But even Giovanni Bellini, with his sense of restful perfection and unity of theme, cannot resist putting in microscopic accessories that only catch the eye from anear, as into his green-throned Madonna and Child in the Brera he introduces a horseman, two men talking by a tree, a shepherd, a flock of sheep, and, strangest of all, a shadowy ape crouching on a tomb which bears his signature: “Johannes Bellinus.” What is the significance of this shadowy ape? What mockery of the theme, or of humanity, or of himself, was here shadowed forth?

And that even more sinister ape in Tura’s Virgin supporting the Dead Christ—what does he here? The mother, seated on the tomb, holds the poor bleeding figure as though it were again her baby. They are alone, they and the thieves and the cross; other men are moving away, bearing a ladder. The picture is complete, a grim, solemn, soul-moving unity. Why then did Tura, that master of the conscious grotesque, throw in that grinning monkey on that strange fruit-tree? Was he, who lived to see the Borgian Pope become the Vicar of Christ, suggesting sardonically what quaint sequels of orgiastic splendour, what pride and lust of life, were to spring from this tragic sacrifice?

A less perturbing monkey looks on with other creatures at The Creation of Man in a Venetian picture now in Ravenna. A red-girt, blue-mantled Deity floats over a huge recumbent Adam, whose thigh he touches, while the monkey, eating an apple, appears to follow with interest the next phase in evolution, when fruit would be forbidden.

Apes appear again in Fogolino’s Adoration of the Magi in Vicenza; squatting below the castled rocky ways and mountain-bridges, over which winds the great procession with its beautifully caparisoned horses. These apes, like the ape on the elephant’s back in Raphael’s treatment of the same theme, might be merely designed to suggest the East, were it not for the disconcerting, mysterious, lobster-red, sprawling wings? What further note of discord do we catch here?

But it is in the unconscious grotesque that Italian art is richest. I have already shown some of the trap-doors that lead to it, but to enumerate them all is impossible. There are so many ways in which humour can be absent. Perhaps one might generalise as a source of the unconscious grotesque the convention dating from the Byzantine period which expresses souls as small swaddled dolls. See, for example, Paolo da Venezia’s Death of Mary, where, by a seeming inversion of rôles, Christ flies up to heaven with his mother-doll. Perhaps, too, all pictures connected with stigmata or vernicles are foredoomed to farce.
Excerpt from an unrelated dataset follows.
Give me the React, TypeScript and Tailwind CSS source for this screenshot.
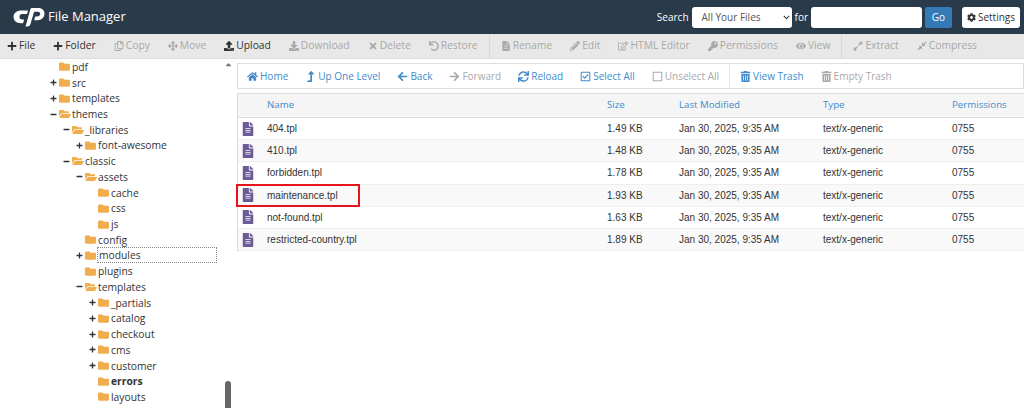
import React from 'react'
import {
  FaPlus, FaMinus, FaRegCopy, FaArrowsAlt, FaUpload, FaDownload, FaTimes, FaUndo, FaFileAlt, FaPencilAlt,
  FaRegEdit, FaKey, FaEye, FaExpandAlt, FaCompressAlt, FaHome, FaLevelUpAlt, FaArrowLeft, FaArrowRight,
  FaSync, FaRegCheckSquare, FaRegSquare, FaTrashAlt, FaCog, FaFolder, FaFolderOpen, FaChevronDown, FaCaretUp,
} from 'react-icons/fa'

const toolbar = [
  { label: 'File', icon: FaPlus, on: true },
  { label: 'Folder', icon: FaPlus, on: true },
  { label: 'Copy', icon: FaRegCopy },
  { label: 'Move', icon: FaArrowsAlt },
  { label: 'Upload', icon: FaUpload, on: true },
  { label: 'Download', icon: FaDownload },
  { label: 'Delete', icon: FaTimes },
  { label: 'Restore', icon: FaUndo },
  { sep: true },
  { label: 'Rename', icon: FaFileAlt },
  { label: 'Edit', icon: FaPencilAlt },
  { label: 'HTML Editor', icon: FaRegEdit },
  { label: 'Permissions', icon: FaKey },
  { label: 'View', icon: FaEye },
  { sep: true },
  { label: 'Extract', icon: FaExpandAlt },
  { label: 'Compress', icon: FaCompressAlt },
]

const nav = [
  { label: 'Home', icon: FaHome, on: true },
  { label: 'Up One Level', icon: FaLevelUpAlt, on: true },
  { label: 'Back', icon: FaArrowLeft, on: true },
  { label: 'Forward', icon: FaArrowRight },
  { label: 'Reload', icon: FaSync, on: true },
  { label: 'Select All', icon: FaRegCheckSquare, on: true },
  { label: 'Unselect All', icon: FaRegSquare },
  { sep: true },
  { label: 'View Trash', icon: FaTrashAlt, on: true },
  { label: 'Empty Trash', icon: FaTrashAlt },
]

// depth, name, state: 0 none, 1 closed, 2 open
const tree: [number, string, number, string?][] = [
  [0, 'pdf', 0],
  [0, 'src', 1],
  [0, 'templates', 1],
  [0, 'themes', 2],
  [1, '_libraries', 2],
  [2, 'font-awesome', 1],
  [1, 'classic', 2],
  [2, 'assets', 2],
  [3, 'cache', 0],
  [3, 'css', 0],
  [3, 'js', 0],
  [2, 'config', 0],
  [2, 'modules', 1, 'focus'],
  [2, 'plugins', 0],
  [2, 'templates', 2],
  [3, '_partials', 1],
  [3, 'catalog', 1],
  [3, 'checkout', 1],
  [3, 'cms', 1],
  [3, 'customer', 1],
  [3, 'errors', 0, 'bold'],
  [3, 'layouts', 0],
]

const files = [
  { name: '404.tpl', size: '1.49 KB' },
  { name: '410.tpl', size: '1.48 KB' },
  { name: 'forbidden.tpl', size: '1.78 KB' },
  { name: 'maintenance.tpl', size: '1.93 KB', marked: true },
  { name: 'not-found.tpl', size: '1.63 KB' },
  { name: 'restricted-country.tpl', size: '1.89 KB' },
]

function Logo() {
  return (
    <svg width="32" height="20" viewBox="0 0 32 20" className="shrink-0">
      <path fill="#fff" d="M8.500 3.500H15l-1 3.600H9.200a2.700 2.700 0 0 0 0 5.400h1.900l-1 3.700H8C3.500 16.200.5 13.600.5 9.800S3.800 3.500 8.500 3.500z" />
      <path fill="#fff" d="M12.500 19.500 17.300 2.500c.3-1 1-1.500 2-1.500h6.200c3.700 0 6 2.500 6 5.600 0 3.800-2.900 6.700-6.800 6.700h-3.500l1-3.700h2c1.700 0 3-1.200 3-2.800 0-1.300-1-2.100-2.300-2.100h-3.800L17.500 17c-.5 1.700-1.700 2.500-3.300 2.500z" />
    </svg>
  )
}

function App() {
  return (
    <div className="w-[1024px] h-[408px] overflow-hidden bg-white flex flex-col text-[10px] font-['Open_Sans',sans-serif] text-[#333]">
      <header className="h-[34px] shrink-0 bg-[#293a4a] flex items-center pl-[13px] pr-[4px]">
        <Logo />
        <span className="ml-[3px] text-[13px] text-white">File Manager</span>
        <span className="ml-auto text-white">Search</span>
        <div className="ml-[3px] w-[100px] h-[21px] rounded-[3px] bg-white flex items-center justify-between pl-[10px] pr-[2px] text-[#555]">
          All Your Files
          <FaChevronDown className="text-[7px] text-[#333]" />
        </div>
        <span className="ml-[3px] text-white">for</span>
        <div className="ml-[3px] w-[111px] h-[21px] rounded-[3px] bg-white" />
        <div className="ml-[3px] w-[27px] h-[21px] rounded-[2px] bg-[#337ab7] text-white flex items-center justify-center">Go</div>
        <div className="ml-[10px] w-[58px] h-[21px] rounded-[3px] bg-white text-[#333] flex items-center justify-center gap-[2px]">
          <FaCog className="text-[9px]" />
          Settings
        </div>
      </header>

      <div className="h-[25px] shrink-0 bg-[#e8e8e8] border-b border-[#ddd] flex items-stretch pl-[7px] gap-[18px] text-[10.300px]">
        {toolbar.map((item, i) =>
          item.sep ? (
            <div key={i} className="w-px bg-[#d8d8d8] -mx-[7px]" />
          ) : (
            <div key={i} className={`flex items-center gap-[2px] whitespace-nowrap ${item.on ? 'text-[#333]' : 'text-[#a9a9a9]'}`}>
              {item.icon && <item.icon className="text-[10px]" />}
              {item.label}
            </div>
          ),
        )}
      </div>

      <div className="flex-1 flex min-h-0">
        <aside className="relative w-[237px] shrink-0 overflow-hidden text-[10.300px]">
          {tree.map(([depth, name, state, flag], i) => (
            <div key={i} className="h-[15.720px] flex items-center" style={{ paddingLeft: depth * 13 + 50 }}>
              <span className="w-[7px] shrink-0 text-[#333] mr-[2px] flex justify-center">
                {state === 1 && <FaPlus className="text-[7px]" />}
                {state === 2 && <FaMinus className="text-[7px]" />}
              </span>
              <span className="w-[11px] shrink-0">
                {state === 2 ? (
                  <FaFolderOpen className="text-[12px] text-[#f0ad4e]" />
                ) : (
                  <FaFolder className="text-[11px] text-[#f0ad4e]" />
                )}
              </span>
              <span
                className={`ml-[1px] px-px leading-[14px] whitespace-nowrap ${flag === 'bold' ? 'font-bold' : ''} ${
                  flag === 'focus' ? 'border border-dotted border-[#888] w-[120px] -my-px' : ''
                }`}
              >
                {name}
              </span>
            </div>
          ))}
          <FaCaretUp className="absolute left-[224px] top-[1px] text-[9px] text-[#777]" />
          <div className="absolute left-[225px] top-[322px] w-[6px] h-[40px] rounded-[3px] bg-[#666]" />
        </aside>

        <main className="flex-1 pt-[4px] min-w-0">
          <div className="h-[26px] border border-[#ddd] flex items-stretch pl-[9px] gap-[17px]">
            {nav.map((item, i) =>
              item.sep ? (
                <div key={i} className="w-px bg-[#e5e5e5] -mx-[7px]" />
              ) : (
                <div key={i} className={`flex items-center gap-[2px] whitespace-nowrap ${item.on ? 'text-[#428bca]' : 'text-[#a9a9a9]'}`}>
                  {item.icon && <item.icon className="text-[11px]" />}
                  {item.label}
                </div>
              ),
            )}
          </div>

          <div className="mt-[4px] border-l border-[#ddd]">
            <div className="h-[25px] bg-[#f5f5f5] border-y border-[#ddd] grid grid-cols-[29px_340px_72px_144px_129px_1fr] items-center text-[#428bca] text-[9.700px]">
              <span />
              <span>Name</span>
              <span>Size</span>
              <span>Last Modified</span>
              <span>Type</span>
              <span>Permissions</span>
            </div>
            {files.map((file, i) => (
              <div
                key={file.name}
                className={`relative h-[22.200px] grid grid-cols-[29px_340px_72px_144px_129px_1fr] items-center font-['Liberation_Sans',sans-serif] text-[#333] border-b border-[#eee] ${
                  i % 2 === 1 ? 'bg-[#f9f9f9]' : 'bg-white'
                }`}
              >
                <FaFileAlt className="ml-[3px] text-[14px] text-[#6b5b95]" />
                <span>{file.name}</span>
                <span>{file.size}</span>
                <span>Jan 30, 2025, 9:35 AM</span>
                <span>text/x-generic</span>
                <span>0755</span>
                {file.marked && <div className="absolute left-[-2px] top-[-1px] w-[124px] h-[23px] border-2 border-[#e8141c]" />}
              </div>
            ))}
          </div>
        </main>
      </div>
    </div>
  )
}

export default App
There may be a noble way of expressing this material transference, but I have never seen one. St. Veronica receiving on a handkerchief a head with neatly parted hair is prosaic if not comic, while St. Francis receiving the stigmata is simply ludicrous.

In a picture in the Museum of Vicenza the kneeling saint is apparently flying a kite by red strings passing through holes in his hands and feet. The seeming kite is really a small winged nude figure, feathered at head and feet like a cock—the six-winged seraph of the Legenda Trium Sociorum that bears the crucified figure,—red strings passing through corresponding holes in his head and feet. The treatment of the same scene by Giotto (in the Louvre) gives this kite-like appearance to Jesus himself.

Even more absurdly geometrical is Gentile da Fabriano’s handling of the theme at Urbino, five strong red cords passing to the saint’s breast, hands, and feet from an eight-winged figure on a cross, naked to its waist. It is a relief to find these Euclidian lines absent from the representation in the church of Assisi itself, though it is only in seventeenth-century painters like Sisto Badalocchio in Parma or Rochetti in Faenza that the stigmata are transmitted from a celestial glory or down a broad ray of golden light. Macrino d’Alba at Turin shows the saint receiving the image of a praying Christ on a slate with a golden frame, and this image has the tonsured head of a monk!

And what can be quainter than the six-winged cherubs who hover round the Madonna in a picture of the Botticelli school at Parma? Two of their red wings are spread, the second pair crossed like legs, and the last pair crossed over the head, making a sort of pointed cap. The faces attached to these wings are mature, as of elderly, clean-shaven barristers. Another comical circle of these seraphs, a few with blue wings, tends to spoil a charming fifteenth-century Coronation of the Virgin in Florence.

Martyrdoms, too, are a rich mine of the grotesque, as witness the boiling of St. John in the National Gallery, with its accessories of the bellows and the blowpipe, and God lifting the saint bodily up to heaven.

In the exhilarating frescoes of Montagna in the church of the Eremitani at Padua, St. James’s hair, which is yellowish throughout, turns black, apparently, under the horror of an impending mallet, despite that his halo seems like a protective plate of yellow armour. A very gay and pleasing picture this.